(AP) -- An FBI official said Friday a two-year-long multinational investigation led them to nab a 23-year-old Slovenian, who allegedly created a malicious software code that infected 12 million computers worldwide.
Stephen Gaudin, a legal attache of the FBI to the U.S. embassy in Vienna, Austria, told reporters that the cooperation between the FBI, Slovenian and Spanish forces was "unparalleled."
Slovenian police detained and questioned the man, identified only by his code name Iserdo, ten days ago, in the northwestern industrial city of Maribor. He was released after questioning, but police say they have made sure he cannot tamper with evidence or flee the country. They have not given details of how they have ensured that.

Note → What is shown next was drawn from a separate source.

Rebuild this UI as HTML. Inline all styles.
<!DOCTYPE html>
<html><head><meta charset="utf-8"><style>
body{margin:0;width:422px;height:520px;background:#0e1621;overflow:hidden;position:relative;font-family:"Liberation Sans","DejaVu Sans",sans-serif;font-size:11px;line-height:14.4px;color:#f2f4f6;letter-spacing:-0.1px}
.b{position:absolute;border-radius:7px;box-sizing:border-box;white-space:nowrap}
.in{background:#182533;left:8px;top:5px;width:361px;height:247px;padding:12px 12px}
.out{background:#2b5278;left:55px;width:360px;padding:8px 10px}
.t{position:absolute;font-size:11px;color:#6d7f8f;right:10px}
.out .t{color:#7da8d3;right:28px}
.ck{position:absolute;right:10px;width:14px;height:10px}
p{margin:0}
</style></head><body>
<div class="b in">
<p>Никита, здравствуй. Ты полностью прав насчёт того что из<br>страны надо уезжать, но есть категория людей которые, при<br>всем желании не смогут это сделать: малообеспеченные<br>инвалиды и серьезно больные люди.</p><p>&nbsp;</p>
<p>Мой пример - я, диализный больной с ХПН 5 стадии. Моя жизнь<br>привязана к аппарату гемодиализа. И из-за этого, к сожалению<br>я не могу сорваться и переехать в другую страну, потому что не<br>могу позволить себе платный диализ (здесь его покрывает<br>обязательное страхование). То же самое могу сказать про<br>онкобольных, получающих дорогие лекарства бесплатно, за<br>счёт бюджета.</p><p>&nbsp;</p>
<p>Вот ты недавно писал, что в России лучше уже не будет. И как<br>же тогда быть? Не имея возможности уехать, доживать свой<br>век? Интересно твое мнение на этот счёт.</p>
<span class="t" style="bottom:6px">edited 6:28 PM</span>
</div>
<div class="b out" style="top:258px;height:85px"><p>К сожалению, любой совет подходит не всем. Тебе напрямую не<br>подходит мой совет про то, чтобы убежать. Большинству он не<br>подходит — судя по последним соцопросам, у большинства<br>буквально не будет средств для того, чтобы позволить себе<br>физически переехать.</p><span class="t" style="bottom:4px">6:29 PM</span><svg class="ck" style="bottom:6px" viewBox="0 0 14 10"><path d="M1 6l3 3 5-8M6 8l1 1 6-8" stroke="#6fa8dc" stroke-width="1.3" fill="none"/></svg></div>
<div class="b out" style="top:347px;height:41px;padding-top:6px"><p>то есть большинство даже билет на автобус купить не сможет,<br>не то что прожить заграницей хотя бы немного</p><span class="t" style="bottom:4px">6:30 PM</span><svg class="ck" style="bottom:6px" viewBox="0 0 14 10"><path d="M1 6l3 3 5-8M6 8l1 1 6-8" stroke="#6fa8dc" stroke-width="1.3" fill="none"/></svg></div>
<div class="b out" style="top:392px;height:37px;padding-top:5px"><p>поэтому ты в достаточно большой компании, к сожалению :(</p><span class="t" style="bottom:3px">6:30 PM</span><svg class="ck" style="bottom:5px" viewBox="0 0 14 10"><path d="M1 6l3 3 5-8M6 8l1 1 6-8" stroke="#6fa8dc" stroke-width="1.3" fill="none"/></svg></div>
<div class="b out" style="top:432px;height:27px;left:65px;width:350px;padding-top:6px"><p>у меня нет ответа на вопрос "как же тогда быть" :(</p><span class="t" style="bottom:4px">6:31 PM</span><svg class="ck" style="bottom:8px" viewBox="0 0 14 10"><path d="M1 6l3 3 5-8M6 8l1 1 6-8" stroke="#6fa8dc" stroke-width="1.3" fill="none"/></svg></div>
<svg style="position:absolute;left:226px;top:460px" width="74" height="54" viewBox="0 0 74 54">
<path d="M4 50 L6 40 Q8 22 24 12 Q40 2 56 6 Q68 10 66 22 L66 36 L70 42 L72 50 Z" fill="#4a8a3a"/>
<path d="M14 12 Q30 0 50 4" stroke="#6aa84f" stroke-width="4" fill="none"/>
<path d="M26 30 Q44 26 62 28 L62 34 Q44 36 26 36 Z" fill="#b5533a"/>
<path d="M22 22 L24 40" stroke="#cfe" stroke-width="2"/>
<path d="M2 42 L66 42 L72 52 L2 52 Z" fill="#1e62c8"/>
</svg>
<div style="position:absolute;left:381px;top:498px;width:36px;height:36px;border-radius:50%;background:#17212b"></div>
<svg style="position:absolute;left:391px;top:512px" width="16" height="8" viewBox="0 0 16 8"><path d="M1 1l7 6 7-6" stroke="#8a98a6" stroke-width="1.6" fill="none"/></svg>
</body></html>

The investigation is ongoing and Iserdo was not formally indicted yet.
He is suspected of selling the malware to the operators of the Spanish Mariposa botnet - a network of infected computers - which stole credit cards and online banking credentials.
The Mariposa botnet, which has been dismantled, was easily one of the world's biggest, infecting hundreds of companies and at least 40 major banks in 190 countries since appearing in Dec. 2008.

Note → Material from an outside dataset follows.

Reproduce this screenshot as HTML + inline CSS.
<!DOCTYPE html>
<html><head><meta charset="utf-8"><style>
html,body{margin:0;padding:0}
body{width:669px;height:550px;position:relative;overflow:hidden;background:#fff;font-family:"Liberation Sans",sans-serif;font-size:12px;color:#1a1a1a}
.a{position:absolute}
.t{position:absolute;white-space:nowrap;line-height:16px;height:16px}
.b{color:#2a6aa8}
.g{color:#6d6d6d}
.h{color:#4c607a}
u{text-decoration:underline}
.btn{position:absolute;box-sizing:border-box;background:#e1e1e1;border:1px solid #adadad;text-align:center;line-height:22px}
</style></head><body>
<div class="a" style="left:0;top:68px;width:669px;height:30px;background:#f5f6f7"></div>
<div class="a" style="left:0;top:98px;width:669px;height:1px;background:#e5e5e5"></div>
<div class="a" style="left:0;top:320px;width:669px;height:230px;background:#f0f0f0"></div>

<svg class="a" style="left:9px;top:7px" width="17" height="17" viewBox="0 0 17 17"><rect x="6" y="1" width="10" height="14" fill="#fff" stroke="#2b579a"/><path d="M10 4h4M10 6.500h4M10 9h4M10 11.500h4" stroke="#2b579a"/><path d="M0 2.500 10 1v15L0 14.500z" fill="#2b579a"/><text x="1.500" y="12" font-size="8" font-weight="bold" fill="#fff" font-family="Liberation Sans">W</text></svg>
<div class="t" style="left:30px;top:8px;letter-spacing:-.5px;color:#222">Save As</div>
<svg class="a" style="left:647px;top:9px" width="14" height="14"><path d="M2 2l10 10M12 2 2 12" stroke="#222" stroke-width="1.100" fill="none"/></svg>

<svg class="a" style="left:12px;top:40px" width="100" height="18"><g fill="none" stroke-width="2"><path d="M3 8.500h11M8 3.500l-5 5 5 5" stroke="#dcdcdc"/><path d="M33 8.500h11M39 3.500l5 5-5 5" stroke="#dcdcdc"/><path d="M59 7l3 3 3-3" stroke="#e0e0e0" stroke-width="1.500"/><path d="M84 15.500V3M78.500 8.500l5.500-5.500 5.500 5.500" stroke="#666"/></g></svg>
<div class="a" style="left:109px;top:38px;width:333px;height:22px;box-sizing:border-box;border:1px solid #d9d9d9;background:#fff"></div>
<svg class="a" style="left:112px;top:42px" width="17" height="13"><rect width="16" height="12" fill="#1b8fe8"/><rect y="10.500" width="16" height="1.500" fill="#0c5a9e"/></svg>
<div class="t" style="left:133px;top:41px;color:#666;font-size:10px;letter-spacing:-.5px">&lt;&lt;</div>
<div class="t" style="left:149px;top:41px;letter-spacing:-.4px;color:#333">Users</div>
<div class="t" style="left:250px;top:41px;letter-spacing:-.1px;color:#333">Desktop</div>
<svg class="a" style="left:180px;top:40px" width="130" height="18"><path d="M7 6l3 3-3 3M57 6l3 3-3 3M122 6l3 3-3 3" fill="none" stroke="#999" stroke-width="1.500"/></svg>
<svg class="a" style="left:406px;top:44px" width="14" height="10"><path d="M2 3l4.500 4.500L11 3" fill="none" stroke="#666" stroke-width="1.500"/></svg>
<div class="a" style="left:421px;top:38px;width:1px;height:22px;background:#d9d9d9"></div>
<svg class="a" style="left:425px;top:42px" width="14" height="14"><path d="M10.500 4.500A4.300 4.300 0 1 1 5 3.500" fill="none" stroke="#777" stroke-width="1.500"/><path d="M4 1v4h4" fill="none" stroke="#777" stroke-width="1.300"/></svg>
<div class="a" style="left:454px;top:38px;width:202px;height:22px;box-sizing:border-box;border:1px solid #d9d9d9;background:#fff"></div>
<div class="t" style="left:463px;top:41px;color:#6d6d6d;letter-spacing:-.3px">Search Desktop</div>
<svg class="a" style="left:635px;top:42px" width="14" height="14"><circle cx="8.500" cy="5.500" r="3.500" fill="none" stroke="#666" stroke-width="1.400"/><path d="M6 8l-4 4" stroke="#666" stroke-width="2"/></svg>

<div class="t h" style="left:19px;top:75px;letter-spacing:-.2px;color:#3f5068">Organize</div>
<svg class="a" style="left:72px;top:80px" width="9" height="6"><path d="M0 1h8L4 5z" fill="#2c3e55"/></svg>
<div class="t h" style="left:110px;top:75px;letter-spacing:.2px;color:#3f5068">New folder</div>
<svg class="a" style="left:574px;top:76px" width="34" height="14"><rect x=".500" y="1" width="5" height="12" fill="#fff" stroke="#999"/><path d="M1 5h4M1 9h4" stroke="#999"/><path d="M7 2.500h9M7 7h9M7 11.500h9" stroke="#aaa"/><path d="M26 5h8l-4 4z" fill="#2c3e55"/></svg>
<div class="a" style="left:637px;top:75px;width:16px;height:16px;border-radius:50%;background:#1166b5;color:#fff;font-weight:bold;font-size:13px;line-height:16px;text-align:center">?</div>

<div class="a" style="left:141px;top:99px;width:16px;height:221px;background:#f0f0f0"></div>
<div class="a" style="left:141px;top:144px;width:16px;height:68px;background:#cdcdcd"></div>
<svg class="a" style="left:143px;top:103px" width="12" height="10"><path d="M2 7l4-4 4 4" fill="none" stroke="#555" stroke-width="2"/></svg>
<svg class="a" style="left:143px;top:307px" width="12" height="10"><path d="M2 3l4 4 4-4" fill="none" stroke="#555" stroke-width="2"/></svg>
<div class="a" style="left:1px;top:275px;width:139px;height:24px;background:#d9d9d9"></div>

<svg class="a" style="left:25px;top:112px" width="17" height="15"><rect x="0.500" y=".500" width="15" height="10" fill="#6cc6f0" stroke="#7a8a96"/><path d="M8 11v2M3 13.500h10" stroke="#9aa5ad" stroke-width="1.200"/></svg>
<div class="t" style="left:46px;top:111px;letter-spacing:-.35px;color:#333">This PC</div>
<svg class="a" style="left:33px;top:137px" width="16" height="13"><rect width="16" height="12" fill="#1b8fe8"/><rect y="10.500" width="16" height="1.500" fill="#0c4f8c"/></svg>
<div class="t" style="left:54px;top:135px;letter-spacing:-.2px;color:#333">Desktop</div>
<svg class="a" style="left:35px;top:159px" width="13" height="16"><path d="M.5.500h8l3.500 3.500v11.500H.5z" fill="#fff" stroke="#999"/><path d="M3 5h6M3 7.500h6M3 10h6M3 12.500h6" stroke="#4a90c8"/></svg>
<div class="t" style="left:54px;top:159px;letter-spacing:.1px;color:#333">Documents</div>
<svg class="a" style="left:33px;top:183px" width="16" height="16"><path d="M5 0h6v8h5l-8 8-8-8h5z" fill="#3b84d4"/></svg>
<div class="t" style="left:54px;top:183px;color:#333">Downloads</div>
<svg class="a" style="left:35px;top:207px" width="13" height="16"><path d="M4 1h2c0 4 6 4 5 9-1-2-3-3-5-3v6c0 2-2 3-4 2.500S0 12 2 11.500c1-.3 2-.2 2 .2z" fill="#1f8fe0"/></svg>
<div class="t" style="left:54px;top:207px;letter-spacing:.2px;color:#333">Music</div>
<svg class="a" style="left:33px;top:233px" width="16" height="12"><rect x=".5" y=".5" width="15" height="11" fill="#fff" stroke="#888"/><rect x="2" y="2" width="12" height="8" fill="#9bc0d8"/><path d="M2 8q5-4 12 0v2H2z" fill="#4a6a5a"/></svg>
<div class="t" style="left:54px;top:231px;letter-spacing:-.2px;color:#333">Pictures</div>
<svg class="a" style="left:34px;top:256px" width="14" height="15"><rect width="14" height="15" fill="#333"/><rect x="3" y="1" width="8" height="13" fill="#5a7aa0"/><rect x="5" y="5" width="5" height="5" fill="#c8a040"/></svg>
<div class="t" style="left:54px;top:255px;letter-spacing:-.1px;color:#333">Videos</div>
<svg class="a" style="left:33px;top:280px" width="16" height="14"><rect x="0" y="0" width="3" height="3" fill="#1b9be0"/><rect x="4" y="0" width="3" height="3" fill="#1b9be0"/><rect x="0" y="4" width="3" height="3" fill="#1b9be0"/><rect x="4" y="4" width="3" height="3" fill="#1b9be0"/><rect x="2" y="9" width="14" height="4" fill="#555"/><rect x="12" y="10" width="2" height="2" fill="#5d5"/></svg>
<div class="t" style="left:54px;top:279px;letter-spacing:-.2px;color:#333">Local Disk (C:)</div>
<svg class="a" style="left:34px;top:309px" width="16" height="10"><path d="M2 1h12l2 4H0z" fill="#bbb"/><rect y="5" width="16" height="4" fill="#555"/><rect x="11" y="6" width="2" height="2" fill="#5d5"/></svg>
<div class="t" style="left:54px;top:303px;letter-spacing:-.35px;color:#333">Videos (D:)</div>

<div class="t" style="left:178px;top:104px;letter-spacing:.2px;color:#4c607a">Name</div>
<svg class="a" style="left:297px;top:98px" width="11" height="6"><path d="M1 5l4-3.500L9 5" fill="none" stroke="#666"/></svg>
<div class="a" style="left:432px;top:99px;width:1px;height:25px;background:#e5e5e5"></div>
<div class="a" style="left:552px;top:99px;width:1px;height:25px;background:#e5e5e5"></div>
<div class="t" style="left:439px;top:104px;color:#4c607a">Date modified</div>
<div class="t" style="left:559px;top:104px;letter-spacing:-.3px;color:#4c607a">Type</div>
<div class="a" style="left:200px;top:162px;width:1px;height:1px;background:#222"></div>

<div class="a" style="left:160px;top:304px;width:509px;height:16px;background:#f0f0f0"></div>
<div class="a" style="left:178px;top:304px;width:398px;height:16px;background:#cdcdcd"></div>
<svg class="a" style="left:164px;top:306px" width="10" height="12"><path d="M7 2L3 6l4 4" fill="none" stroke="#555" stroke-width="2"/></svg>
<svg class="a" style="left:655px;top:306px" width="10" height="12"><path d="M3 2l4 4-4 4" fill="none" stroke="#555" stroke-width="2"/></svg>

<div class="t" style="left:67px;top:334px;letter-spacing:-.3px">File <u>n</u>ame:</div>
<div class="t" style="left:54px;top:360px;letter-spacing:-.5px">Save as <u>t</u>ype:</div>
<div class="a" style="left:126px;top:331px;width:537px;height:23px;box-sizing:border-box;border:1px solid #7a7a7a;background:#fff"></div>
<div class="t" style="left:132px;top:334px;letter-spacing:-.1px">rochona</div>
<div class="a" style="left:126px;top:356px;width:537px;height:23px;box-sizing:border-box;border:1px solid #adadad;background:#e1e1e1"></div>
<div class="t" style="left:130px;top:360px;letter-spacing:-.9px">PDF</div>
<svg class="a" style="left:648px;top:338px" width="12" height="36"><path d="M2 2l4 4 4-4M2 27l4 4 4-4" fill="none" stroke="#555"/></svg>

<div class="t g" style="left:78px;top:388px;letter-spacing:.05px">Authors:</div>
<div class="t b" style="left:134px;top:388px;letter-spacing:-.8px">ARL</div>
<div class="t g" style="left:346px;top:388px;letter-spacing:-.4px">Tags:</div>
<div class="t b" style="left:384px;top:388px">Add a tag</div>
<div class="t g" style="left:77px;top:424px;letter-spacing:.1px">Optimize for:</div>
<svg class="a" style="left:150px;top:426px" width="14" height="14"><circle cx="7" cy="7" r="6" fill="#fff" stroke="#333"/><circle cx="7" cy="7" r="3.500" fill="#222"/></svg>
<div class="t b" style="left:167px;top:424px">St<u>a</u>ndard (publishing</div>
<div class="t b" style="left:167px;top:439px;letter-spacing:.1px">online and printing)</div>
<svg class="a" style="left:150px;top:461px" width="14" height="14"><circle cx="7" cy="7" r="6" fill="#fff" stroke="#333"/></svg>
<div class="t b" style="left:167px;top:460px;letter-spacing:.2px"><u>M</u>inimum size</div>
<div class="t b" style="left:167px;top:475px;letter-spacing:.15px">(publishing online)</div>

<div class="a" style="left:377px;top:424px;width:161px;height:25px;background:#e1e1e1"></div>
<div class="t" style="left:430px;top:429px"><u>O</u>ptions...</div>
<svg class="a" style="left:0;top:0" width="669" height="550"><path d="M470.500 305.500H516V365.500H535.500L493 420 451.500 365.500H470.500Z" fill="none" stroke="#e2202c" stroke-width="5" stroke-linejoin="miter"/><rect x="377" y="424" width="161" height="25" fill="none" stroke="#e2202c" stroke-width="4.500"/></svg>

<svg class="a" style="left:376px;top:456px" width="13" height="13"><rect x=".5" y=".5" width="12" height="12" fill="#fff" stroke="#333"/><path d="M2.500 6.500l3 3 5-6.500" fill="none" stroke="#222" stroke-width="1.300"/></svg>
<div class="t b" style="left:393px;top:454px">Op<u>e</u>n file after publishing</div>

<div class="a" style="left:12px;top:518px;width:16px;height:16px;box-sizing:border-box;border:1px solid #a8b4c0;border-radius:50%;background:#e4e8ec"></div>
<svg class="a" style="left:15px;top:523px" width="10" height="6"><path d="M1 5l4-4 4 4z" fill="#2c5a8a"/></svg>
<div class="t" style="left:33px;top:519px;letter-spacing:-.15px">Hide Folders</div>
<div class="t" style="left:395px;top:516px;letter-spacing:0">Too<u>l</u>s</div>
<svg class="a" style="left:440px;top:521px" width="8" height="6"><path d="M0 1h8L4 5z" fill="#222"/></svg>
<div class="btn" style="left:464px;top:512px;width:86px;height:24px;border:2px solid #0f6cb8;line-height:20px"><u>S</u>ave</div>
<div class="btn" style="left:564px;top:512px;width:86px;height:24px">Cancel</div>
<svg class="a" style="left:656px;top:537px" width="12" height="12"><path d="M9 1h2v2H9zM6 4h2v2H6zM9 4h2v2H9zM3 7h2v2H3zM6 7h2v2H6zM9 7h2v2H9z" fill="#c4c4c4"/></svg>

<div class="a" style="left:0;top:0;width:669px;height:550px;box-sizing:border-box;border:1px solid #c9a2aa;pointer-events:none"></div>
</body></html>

Toni Kastelic, the head of Slovenian police cyber crime department, said police also questioned another, 24-year-old person, and confiscated 75 computers in seven house searches.
Kastelic said they were tipped off by FBI in April.
He didn't identify the chief suspect, Iserdo - which, read backwards, means "salvation" in Slovenian.
Kastelic said Iserdo sold his code to "a bigger number" of customers, who paid between euro100 ($130) and several thousand euros (dollars) for it, depending on the version. His chief buyers were from Spain, he said.
Iserdo was detained five months after Spanish police broke up the massive cyberscam, arresting three of the alleged ringleaders who operated the Mariposa botnet. They are being prosecuted for computer crimes.
The FBI said earlier this week that this case was significant because it targeted both the creator and operators of the malware. It also said more arrests are expected.
Slovenian media haven't disclose the identity of Iserdo either, only saying that he was a former student of the Maribor Faculty of Computing and IT.